XXII Domenica del tempo ordinario. Ma il suo cuore è lontano da me
Dal Vangelo secondo Marco 7,1-8.14-15.21-23
In quel tempo, si riunirono attorno a Gesù i farisei e alcuni degli scribi, venuti da Gerusalemme. Avendo visto che alcuni dei suoi discepoli prendevano cibo con mani impure, cioè non lavate – i farisei infatti e tutti i Giudei non mangiano se non si sono lavati accuratamente le mani, attenendosi alla tradizione degli antichi e, tornando dal mercato, non mangiano senza aver fatto le abluzioni, e osservano molte altre cose per tradizione, come lavature di bicchieri, di stoviglie, di oggetti di rame e di letti –, quei farisei e scribi lo interrogarono: «Perché i tuoi discepoli non si comportano secondo la tradizione degli antichi, ma prendono cibo con mani impure?». Ed egli rispose loro: «Bene ha profetato Isaìa di voi, ipocriti, come sta scritto: “Questo popolo mi onora con le labbra, ma il suo cuore è lontano da me. Invano mi rendono culto, insegnando dottrine che sono precetti di uomini”. Trascurando il comandamento di Dio, voi osservate la tradizione degli uomini». Chiamata di nuovo la folla, diceva loro: «Ascoltatemi tutti e comprendete bene! Non c’è nulla fuori dell’uomo che, entrando in lui, possa renderlo impuro. Ma sono le cose che escono dall’uomo a renderlo impuro». E diceva [ai suoi discepoli]: «Dal di dentro infatti, cioè dal cuore degli uomini, escono i propositi di male: impurità, furti, omicidi, adultèri, avidità, malvagità, inganno, dissolutezza, invidia, calunnia, superbia, stoltezza. Tutte queste cose cattive vengono fuori dall’interno e rendono impuro l’uomo».
Sappiamo bene cosa sia l’ipocrisia e siamo in grado di formularne una definizione senza l’aiuto di un dizionario. Ma nella pagina evangelica di questa domenica Gesù offre di essa un’immagine più eloquente ed efficace.
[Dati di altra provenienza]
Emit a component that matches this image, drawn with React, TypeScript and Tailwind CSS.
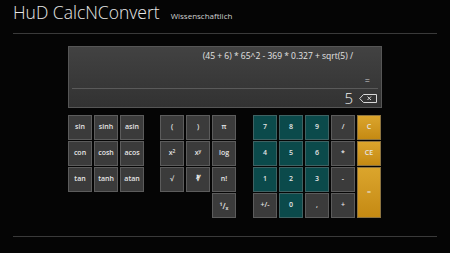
import React from "react";

type Tone = "gray" | "teal" | "orange";

const toneClass: Record<Tone, string> = {
  gray: "bg-[#3b3b3b] border-[#5c5c5c]",
  teal: "bg-[#0b4a4b] border-[#3f6263]",
  orange: "bg-gradient-to-b from-[#dba52c] to-[#c58a12] border-[#8d7440]",
};

const Key = ({
  label,
  tone = "gray",
  className = "",
}: {
  label: React.ReactNode;
  tone?: Tone;
  className?: string;
}) => (
  <div
    className={`flex items-center justify-center border text-[7px] font-semibold text-[#e6e6e6] ${toneClass[tone]} ${className}`}
  >
    {label}
  </div>
);

const BackspaceIcon = () => (
  <svg width="18" height="9" viewBox="0 0 18 9" fill="none">
    <path d="M4.5 0.5 H17.5 V8.5 H4.5 L0.7 4.5 Z" stroke="#d8d8d8" strokeWidth="1" />
    <path d="M8.5 2.5 L12 6 M12 2.5 L8.5 6" stroke="#d8d8d8" strokeWidth="1" />
  </svg>
);

const funcKeys = ["sin", "sinh", "asin", "con", "cosh", "acos", "tan", "tanh", "atan"];

export default function App() {
  return (
    <div
      className="w-[450px] h-[253px] overflow-hidden bg-[#050505] px-[13px] text-white"
      style={{ fontFamily: '"Open Sans", "Noto Sans", sans-serif' }}
    >
      <div className="h-[33px] flex items-baseline gap-[11px] pt-[2px]">
        <span className="text-[17.5px] font-light leading-[20px] text-[#e8e8e8]">HuD CalcNConvert</span>
        <span className="text-[8px] text-[#d0d0d0]">Wissenschaftlich</span>
      </div>
      <div className="h-px bg-[#3a3a3a]" />

      <div className="ml-[55px] mt-[12px] w-[314px]">
        <div className="h-[62px] border border-[#565656] bg-gradient-to-b from-[#424242] to-[#323232] flex flex-col">
          <div className="pt-[4px] pr-[28px] text-right text-[8.5px] leading-[10px] text-[#e4e4e4]">
            (45 + 6) * 65^2 - 369 * 0.327 + sqrt(5) /
          </div>
          <div className="flex-1" />
          <div className="pr-[11px] text-right text-[9px] leading-[10px] text-[#d0d0d0]">=</div>
          <div className="mx-[3px] mt-[2px] h-px bg-[#5a5a5a]" />
          <div className="h-[18px] flex items-center justify-end gap-[6px] pr-[4px]">
            <span className="text-[15px] font-light leading-[18px] text-[#f0f0f0]">5</span>
            <BackspaceIcon />
          </div>
        </div>

        <div className="mt-[7px] flex">
          <div className="grid grid-cols-[repeat(3,24px)] grid-rows-[repeat(3,25px)] gap-x-[2px] gap-y-[1px]">
            {funcKeys.map((k) => (
              <Key key={k} label={k} />
            ))}
          </div>

          <div className="ml-[16px] grid grid-cols-[repeat(3,24px)] grid-rows-[repeat(4,25px)] gap-x-[2px] gap-y-[1px]">
            <Key label="(" />
            <Key label=")" />
            <Key label="π" />
            <Key label={<span>x<sup className="text-[5px]">2</sup></span>} />
            <Key label={<span>x<sup className="text-[5px]">y</sup></span>} />
            <Key label="log" />
            <Key label="√" />
            <Key label="∛" />
            <Key label="n!" />
            <div />
            <div />
            <Key label={<span>¹/ₓ</span>} className="text-[8px]" />
          </div>

          <div className="ml-[17px] grid grid-cols-[repeat(5,24px)] grid-rows-[repeat(4,25px)] gap-x-[2px] gap-y-[1px]">
            <Key label="7" tone="teal" />
            <Key label="8" tone="teal" />
            <Key label="9" tone="teal" />
            <Key label="/" />
            <Key label="C" tone="orange" />
            <Key label="4" tone="teal" />
            <Key label="5" tone="teal" />
            <Key label="6" tone="teal" />
            <Key label="*" />
            <Key label="CE" tone="orange" />
            <Key label="1" tone="teal" />
            <Key label="2" tone="teal" />
            <Key label="3" tone="teal" />
            <Key label="-" />
            <Key label="=" tone="orange" className="row-span-2" />
            <Key label="+/-" />
            <Key label="0" tone="teal" />
            <Key label="," />
            <Key label="+" />
          </div>
        </div>
      </div>

      <div className="mt-[18px] h-px bg-[#3a3a3a]" />
    </div>
  );
}
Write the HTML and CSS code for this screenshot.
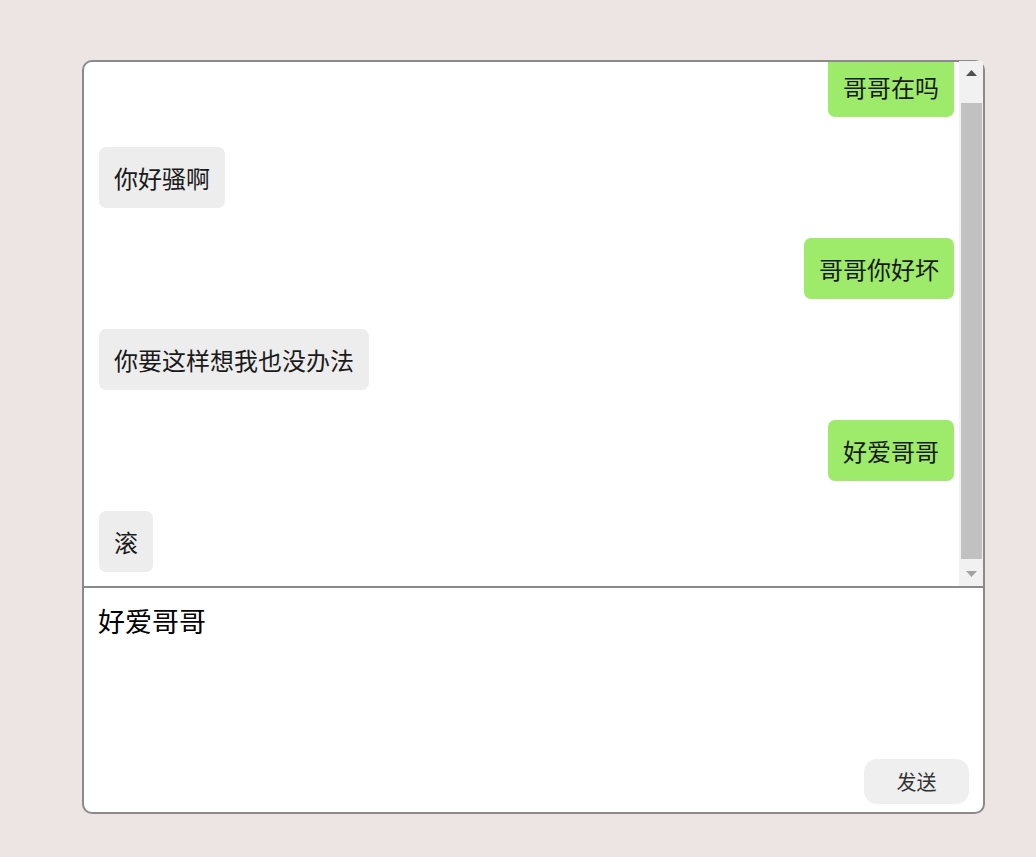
FILE: index.html
```html
<!DOCTYPE html>
<html lang="zh-CN">
<head>
<meta charset="utf-8">
<title>聊天</title>
<link rel="stylesheet" href="styles.css">
</head>
<body>
<div class="chat-box">
  <div class="messages">
    <div class="viewport">
      <div class="message-list">
        <div class="row row-me"><div class="bubble bubble-me">哥哥在吗</div></div>
        <div class="row row-other"><div class="bubble bubble-other">你好骚啊</div></div>
        <div class="row row-me"><div class="bubble bubble-me">哥哥你好坏</div></div>
        <div class="row row-other"><div class="bubble bubble-other">你要这样想我也没办法</div></div>
        <div class="row row-me"><div class="bubble bubble-me">好爱哥哥</div></div>
        <div class="row row-other"><div class="bubble bubble-other">滚</div></div>
      </div>
    </div>
    <div class="scrollbar">
      <div class="sb-btn">
        <svg width="11" height="6" viewBox="0 0 11 6"><polygon points="5.5,0 11,6 0,6" fill="#505050"/></svg>
      </div>
      <div class="sb-track"><div class="sb-thumb"></div></div>
      <div class="sb-btn">
        <svg width="11" height="6" viewBox="0 0 11 6"><polygon points="0,0 11,0 5.5,6" fill="#a3a3a3"/></svg>
      </div>
    </div>
  </div>
  <div class="composer">
    <div class="composer-text">好爱哥哥</div>
    <div class="composer-actions">
      <button class="send-btn" type="button">发送</button>
    </div>
  </div>
</div>
</body>
</html>
```

FILE: styles.css
```css
html, body {
  margin: 0;
  padding: 0;
}

body {
  background: #ede5e3;
  font-family: "Noto Sans CJK SC", "Noto Sans", sans-serif;
  overflow: hidden;
}

.chat-box {
  box-sizing: border-box;
  width: 903px;
  height: 754px;
  margin: 60px 0 0 82px;
  border: 2px solid #8a8a8a;
  border-radius: 10px;
  background: #ffffff;
  display: flex;
  flex-direction: column;
}

.messages {
  height: 524px;
  flex: none;
  display: flex;
  border-bottom: 2px solid #8a8a8a;
}

.viewport {
  flex: 1;
  overflow: hidden;
  display: flex;
  flex-direction: column-reverse;
}

.scrollbar {
  width: 24px;
  flex: none;
  background: #f1f1f1;
  display: flex;
  flex-direction: column;
  margin-top: -1px;
}

.sb-btn {
  height: 24px;
  flex: none;
  display: flex;
  align-items: center;
  justify-content: center;
}

.sb-btn svg {
  display: block;
}

.sb-track {
  flex: 1;
  display: flex;
  flex-direction: column;
  padding: 0 1px 0 2px;
}

.sb-thumb {
  margin-top: 18px;
  height: 456px;
  background: #c1c1c1;
}

.message-list {
  display: flex;
  flex-direction: column;
  gap: 30px;
  padding: 17px 5px 14px 15px;
  flex: none;
}

.row {
  display: flex;
}

.row-me {
  justify-content: flex-end;
}

.row-other {
  justify-content: flex-start;
}

.bubble {
  font-size: 24px;
  line-height: 31px;
  padding: 15px;
  border-radius: 7px;
  color: #1a1a1a;
  white-space: nowrap;
}

.bubble-me {
  background: #9eea6a;
}

.bubble-other {
  background: #ededed;
}

.composer {
  flex: 1;
  display: flex;
  flex-direction: column;
  justify-content: space-between;
  padding: 13px 14px 8px 14px;
}

.composer-text {
  font-size: 27px;
  line-height: 40px;
  color: #000;
}

.composer-actions {
  display: flex;
  justify-content: flex-end;
}

.send-btn {
  width: 105px;
  height: 45px;
  border: none;
  border-radius: 13px;
  background: #efefef;
  color: #333;
  font-family: "Noto Sans CJK SC", "Noto Sans", sans-serif;
  font-size: 20px;
  padding: 0;
}
```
Ipocrisia è la distanza tra la bocca e il cuore, tra quello che diciamo e quello che siamo realmente. Gesù lo afferma chiaramente citando il profeta Isaia: «Bene ha profetato Isaìa di voi, ipocriti, come sta scritto: “Questo popolo mi onora con le labbra, ma il suo cuore è lontano da me». Egli risponde al rimprovero che farisei e scribi rivolgono ai suoi discepoli. Rigidamente legati alla «tradizione degli uomini» farisei e scribi rivendicano il diritto di poter giudicare la fede degli altri lasciandosi guidare dalle loro tradizioni. Con i loro umani criteri essi alimentano la divisione tra giusti e ingiusti, tra puri ed impuri. Gesù li rimprovera perché essi mostrano più premura per la «tradizione degli uomini» che per «il comandamento di Dio». Non è la fede, ma è la religione che crea le tradizioni perché siano un aiuto a camminare nella fede. In ebraico, infatti, il termine halakhà che indica le norme che il pio ebreo deve osservare, nasce dal verbo halak che significa camminare. Ma quando la “tradizione” diventa una “con-traddizione” preoccupata più delle cose da osservare che dal motivo per cui osservarle, essa non serve più la fede, ma si serve della fede per imporre comportamenti e azioni. Come non vedere in questa situazione quella di una prassi pastorale che vede tanti cristiani chiedere e celebrare sacramenti solo come riti legati alla tradizione? Una pastorale che prepara ai sacramenti, ma non nasce dai sacramenti rischia solo di perpetuare una tradizione che non alimenta la fede. L’ipocrisia denunciata da Gesù offre l’occasione per scoprire che la fede pone al centro la persona e vuole convertire prima di tutto il suo cuore. Solo da un cuore puro, infatti, possono nascere opere giuste. Il rimprovero fatto da Gesù a scribi e farisei è un monito anche per il credente, chiamato a non abbandonarsi a giudizi affrettati sul comportamento delle persone, ma di preoccuparsi piuttosto dei sentimenti che abitano il suo cuore perchè, come afferma Gesù «dal cuore degli uomini, escono i propositi di male». Citando il profeta Isaia, Gesù ricorda che un cuore «lontano da Dio» genera solo l’ipocrisia della fede, che non solo rende solo falso il rapporto con Dio, ma purtroppo anche quello con noi stessi.